Begin EXTRACTED DATA

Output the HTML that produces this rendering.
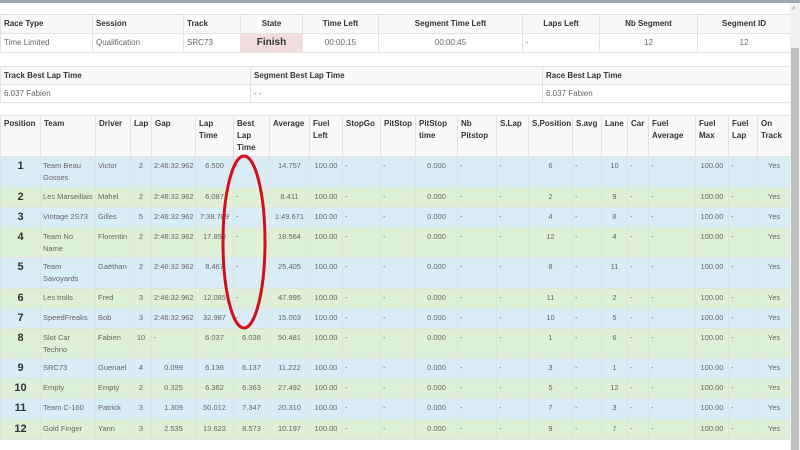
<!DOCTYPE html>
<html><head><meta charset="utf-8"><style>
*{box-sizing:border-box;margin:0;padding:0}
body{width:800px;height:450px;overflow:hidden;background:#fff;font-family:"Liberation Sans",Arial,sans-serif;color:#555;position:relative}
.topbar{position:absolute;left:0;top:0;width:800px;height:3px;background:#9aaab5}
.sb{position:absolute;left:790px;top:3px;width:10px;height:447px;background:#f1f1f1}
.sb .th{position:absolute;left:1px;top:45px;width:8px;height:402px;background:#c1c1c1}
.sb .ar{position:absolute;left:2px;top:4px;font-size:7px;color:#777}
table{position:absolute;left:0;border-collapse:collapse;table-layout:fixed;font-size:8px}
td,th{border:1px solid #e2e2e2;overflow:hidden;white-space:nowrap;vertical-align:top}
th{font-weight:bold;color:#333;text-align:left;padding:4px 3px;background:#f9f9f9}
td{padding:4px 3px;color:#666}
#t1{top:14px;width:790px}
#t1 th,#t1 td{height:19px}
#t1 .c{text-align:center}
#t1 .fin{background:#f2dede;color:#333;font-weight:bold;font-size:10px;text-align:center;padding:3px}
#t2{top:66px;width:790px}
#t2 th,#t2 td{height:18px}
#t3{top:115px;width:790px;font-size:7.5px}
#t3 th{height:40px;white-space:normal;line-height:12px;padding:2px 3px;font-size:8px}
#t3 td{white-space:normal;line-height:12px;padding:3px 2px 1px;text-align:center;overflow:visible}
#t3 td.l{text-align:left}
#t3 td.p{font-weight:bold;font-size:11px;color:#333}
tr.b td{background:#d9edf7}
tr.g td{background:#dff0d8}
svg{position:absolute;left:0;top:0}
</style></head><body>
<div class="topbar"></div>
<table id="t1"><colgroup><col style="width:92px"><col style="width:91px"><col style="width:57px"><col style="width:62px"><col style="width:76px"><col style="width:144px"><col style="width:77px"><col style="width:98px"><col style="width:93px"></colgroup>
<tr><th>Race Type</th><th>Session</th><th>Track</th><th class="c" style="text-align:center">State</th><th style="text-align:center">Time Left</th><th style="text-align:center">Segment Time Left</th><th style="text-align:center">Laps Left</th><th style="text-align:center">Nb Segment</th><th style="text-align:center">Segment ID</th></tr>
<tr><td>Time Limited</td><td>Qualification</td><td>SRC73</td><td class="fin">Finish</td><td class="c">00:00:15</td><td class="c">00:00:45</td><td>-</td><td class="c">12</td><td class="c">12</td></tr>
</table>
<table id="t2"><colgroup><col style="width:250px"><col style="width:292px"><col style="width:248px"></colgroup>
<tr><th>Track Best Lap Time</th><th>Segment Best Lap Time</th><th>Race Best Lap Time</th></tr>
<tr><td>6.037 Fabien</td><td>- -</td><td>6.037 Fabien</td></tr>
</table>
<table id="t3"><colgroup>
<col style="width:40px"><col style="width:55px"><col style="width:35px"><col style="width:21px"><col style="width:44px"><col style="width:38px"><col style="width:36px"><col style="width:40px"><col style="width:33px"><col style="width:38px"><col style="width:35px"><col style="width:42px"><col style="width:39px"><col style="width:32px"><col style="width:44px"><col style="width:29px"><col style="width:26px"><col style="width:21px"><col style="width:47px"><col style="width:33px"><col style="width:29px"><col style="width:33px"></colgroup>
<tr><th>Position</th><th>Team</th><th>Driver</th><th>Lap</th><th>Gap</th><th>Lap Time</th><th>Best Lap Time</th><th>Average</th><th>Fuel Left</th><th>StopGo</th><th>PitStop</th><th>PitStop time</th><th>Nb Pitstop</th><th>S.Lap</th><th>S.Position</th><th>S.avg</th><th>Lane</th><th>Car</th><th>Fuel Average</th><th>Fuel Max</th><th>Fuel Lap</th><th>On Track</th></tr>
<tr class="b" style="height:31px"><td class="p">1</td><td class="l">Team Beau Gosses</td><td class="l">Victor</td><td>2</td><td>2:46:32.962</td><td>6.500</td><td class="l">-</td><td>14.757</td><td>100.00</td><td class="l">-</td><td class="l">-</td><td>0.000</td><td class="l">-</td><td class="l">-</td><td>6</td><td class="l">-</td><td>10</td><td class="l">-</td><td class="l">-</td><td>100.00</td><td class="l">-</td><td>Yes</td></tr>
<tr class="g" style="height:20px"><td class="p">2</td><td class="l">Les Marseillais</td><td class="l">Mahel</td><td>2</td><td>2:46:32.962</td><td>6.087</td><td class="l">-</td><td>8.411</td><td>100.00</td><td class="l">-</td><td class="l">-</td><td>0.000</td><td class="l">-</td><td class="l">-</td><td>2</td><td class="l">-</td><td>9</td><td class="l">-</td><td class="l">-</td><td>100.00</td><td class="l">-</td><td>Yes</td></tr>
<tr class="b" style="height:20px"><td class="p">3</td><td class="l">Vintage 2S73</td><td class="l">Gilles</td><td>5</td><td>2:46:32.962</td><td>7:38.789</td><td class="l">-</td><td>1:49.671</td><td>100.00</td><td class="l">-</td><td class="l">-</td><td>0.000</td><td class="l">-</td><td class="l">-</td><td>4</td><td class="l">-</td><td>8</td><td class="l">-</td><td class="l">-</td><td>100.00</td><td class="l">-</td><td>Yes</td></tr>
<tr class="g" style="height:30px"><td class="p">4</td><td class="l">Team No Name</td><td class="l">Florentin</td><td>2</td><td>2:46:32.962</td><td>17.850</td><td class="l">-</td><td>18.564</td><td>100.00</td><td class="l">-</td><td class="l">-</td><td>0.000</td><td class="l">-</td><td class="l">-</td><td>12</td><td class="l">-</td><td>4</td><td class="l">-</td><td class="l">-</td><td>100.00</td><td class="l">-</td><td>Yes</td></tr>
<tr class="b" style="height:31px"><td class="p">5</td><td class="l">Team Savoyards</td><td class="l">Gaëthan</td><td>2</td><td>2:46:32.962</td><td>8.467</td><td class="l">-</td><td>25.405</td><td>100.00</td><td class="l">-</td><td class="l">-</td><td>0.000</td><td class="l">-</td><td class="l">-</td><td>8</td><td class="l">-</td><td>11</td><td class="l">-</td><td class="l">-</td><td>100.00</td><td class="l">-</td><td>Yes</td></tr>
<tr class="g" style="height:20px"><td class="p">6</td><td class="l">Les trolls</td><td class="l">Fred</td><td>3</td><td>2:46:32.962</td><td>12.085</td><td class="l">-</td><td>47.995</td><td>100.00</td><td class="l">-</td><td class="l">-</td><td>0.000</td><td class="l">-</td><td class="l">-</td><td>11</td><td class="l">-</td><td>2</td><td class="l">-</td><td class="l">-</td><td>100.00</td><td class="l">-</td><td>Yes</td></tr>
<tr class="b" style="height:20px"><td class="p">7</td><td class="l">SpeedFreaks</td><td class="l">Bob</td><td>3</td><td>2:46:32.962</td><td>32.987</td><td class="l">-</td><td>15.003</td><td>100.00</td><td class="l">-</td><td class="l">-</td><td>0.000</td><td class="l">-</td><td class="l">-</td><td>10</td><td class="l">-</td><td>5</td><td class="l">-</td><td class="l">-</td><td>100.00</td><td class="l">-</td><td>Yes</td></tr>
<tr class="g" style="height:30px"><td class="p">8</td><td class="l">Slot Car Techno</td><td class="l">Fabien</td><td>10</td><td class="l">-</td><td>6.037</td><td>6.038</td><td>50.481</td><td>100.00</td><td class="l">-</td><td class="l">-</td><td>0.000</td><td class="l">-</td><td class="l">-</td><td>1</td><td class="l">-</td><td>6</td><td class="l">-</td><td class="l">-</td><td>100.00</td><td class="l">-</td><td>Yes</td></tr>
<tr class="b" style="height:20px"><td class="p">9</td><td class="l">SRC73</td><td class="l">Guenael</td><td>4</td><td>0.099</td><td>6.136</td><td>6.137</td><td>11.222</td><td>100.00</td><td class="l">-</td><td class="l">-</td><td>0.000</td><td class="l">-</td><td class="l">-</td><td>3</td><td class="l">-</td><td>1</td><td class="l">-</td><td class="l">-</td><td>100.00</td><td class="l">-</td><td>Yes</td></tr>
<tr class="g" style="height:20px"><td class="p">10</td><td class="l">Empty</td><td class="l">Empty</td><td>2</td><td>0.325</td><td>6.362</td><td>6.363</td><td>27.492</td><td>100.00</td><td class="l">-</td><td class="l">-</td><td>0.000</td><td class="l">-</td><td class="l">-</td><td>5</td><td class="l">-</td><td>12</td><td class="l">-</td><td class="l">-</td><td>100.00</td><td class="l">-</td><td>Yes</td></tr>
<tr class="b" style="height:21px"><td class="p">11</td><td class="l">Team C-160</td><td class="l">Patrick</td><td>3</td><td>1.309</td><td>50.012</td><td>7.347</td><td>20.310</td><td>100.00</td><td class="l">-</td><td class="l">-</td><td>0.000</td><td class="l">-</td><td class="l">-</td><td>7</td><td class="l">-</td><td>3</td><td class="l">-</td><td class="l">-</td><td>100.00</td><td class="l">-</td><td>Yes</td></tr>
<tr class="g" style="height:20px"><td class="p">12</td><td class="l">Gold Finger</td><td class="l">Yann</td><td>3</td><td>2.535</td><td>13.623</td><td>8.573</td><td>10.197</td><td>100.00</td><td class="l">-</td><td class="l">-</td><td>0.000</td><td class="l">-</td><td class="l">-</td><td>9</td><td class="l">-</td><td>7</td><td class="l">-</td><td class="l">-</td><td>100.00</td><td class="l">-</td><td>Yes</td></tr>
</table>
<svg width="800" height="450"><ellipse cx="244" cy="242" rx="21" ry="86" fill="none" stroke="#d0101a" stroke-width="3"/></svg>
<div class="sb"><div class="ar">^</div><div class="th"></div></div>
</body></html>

End EXTRACTED DATA
Begin EXTRACTED DATA

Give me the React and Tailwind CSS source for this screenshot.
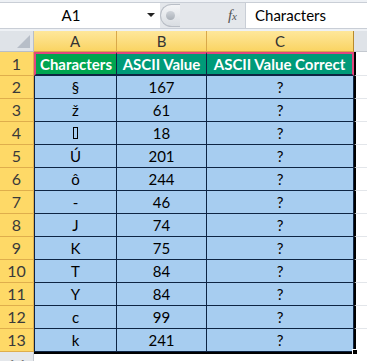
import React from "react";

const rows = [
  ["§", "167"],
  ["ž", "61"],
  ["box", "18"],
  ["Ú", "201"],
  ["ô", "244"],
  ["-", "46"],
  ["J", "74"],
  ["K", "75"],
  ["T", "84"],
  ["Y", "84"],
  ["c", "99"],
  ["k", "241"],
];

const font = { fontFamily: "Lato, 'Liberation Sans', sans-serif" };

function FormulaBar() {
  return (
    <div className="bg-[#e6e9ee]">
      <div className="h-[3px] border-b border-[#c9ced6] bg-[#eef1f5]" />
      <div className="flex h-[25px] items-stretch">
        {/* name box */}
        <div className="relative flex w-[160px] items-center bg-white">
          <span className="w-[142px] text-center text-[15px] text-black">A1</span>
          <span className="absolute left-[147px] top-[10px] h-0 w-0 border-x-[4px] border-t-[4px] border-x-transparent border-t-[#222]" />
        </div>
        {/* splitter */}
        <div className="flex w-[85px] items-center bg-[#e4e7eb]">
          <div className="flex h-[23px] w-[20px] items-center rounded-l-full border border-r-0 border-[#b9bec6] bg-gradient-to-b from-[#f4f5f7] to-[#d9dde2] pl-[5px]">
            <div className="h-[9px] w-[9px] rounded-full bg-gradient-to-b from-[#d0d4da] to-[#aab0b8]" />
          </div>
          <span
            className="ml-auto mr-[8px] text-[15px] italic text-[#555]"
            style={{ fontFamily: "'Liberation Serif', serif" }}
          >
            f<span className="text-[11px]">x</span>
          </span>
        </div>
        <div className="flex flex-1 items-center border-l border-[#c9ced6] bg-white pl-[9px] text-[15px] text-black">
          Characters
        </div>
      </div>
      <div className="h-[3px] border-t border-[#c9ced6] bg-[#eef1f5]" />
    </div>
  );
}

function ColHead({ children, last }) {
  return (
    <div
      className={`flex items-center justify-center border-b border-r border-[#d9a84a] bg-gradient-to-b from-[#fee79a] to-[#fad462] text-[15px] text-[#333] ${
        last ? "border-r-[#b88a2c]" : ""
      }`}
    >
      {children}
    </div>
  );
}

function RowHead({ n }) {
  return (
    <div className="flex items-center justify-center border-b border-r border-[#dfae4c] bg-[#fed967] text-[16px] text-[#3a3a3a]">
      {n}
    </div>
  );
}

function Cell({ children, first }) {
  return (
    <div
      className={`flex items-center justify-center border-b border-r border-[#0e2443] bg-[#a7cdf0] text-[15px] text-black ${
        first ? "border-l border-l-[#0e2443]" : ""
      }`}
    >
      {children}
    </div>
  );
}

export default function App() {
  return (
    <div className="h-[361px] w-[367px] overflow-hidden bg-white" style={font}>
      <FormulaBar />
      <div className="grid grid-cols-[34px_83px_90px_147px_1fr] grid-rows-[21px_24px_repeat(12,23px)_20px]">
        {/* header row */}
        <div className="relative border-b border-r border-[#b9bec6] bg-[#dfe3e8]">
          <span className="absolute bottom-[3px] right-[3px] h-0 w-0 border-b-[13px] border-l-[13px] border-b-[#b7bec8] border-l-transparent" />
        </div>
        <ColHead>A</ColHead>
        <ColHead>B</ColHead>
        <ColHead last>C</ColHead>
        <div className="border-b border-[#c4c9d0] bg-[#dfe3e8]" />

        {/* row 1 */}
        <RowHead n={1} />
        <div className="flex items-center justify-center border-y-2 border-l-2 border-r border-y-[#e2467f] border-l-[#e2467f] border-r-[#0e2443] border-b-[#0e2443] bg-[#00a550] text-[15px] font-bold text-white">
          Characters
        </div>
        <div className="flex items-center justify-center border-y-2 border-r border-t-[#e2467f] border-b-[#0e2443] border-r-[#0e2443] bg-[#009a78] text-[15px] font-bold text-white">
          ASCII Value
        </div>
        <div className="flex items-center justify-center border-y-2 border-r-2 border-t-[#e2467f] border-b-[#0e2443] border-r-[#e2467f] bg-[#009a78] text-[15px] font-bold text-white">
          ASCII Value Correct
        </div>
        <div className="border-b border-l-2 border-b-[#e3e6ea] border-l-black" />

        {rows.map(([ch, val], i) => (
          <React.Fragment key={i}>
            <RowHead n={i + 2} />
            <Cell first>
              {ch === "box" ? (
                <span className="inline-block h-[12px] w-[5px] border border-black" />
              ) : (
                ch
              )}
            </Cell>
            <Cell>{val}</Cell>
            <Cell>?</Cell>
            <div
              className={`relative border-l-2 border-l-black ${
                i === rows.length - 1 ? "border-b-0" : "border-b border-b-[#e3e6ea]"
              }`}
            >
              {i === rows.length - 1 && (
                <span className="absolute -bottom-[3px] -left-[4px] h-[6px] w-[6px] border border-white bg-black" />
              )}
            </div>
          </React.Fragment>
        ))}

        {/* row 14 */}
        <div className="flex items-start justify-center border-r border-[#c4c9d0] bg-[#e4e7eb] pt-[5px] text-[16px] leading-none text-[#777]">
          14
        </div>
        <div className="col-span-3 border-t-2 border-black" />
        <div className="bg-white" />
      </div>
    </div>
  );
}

End EXTRACTED DATA

▸ DIRECTION: For each line of the entries that includes "React", show that line.

▸ RESULT:
Give me the React and Tailwind CSS source for this screenshot.
import React from "react";
          <React.Fragment key={i}>
          </React.Fragment>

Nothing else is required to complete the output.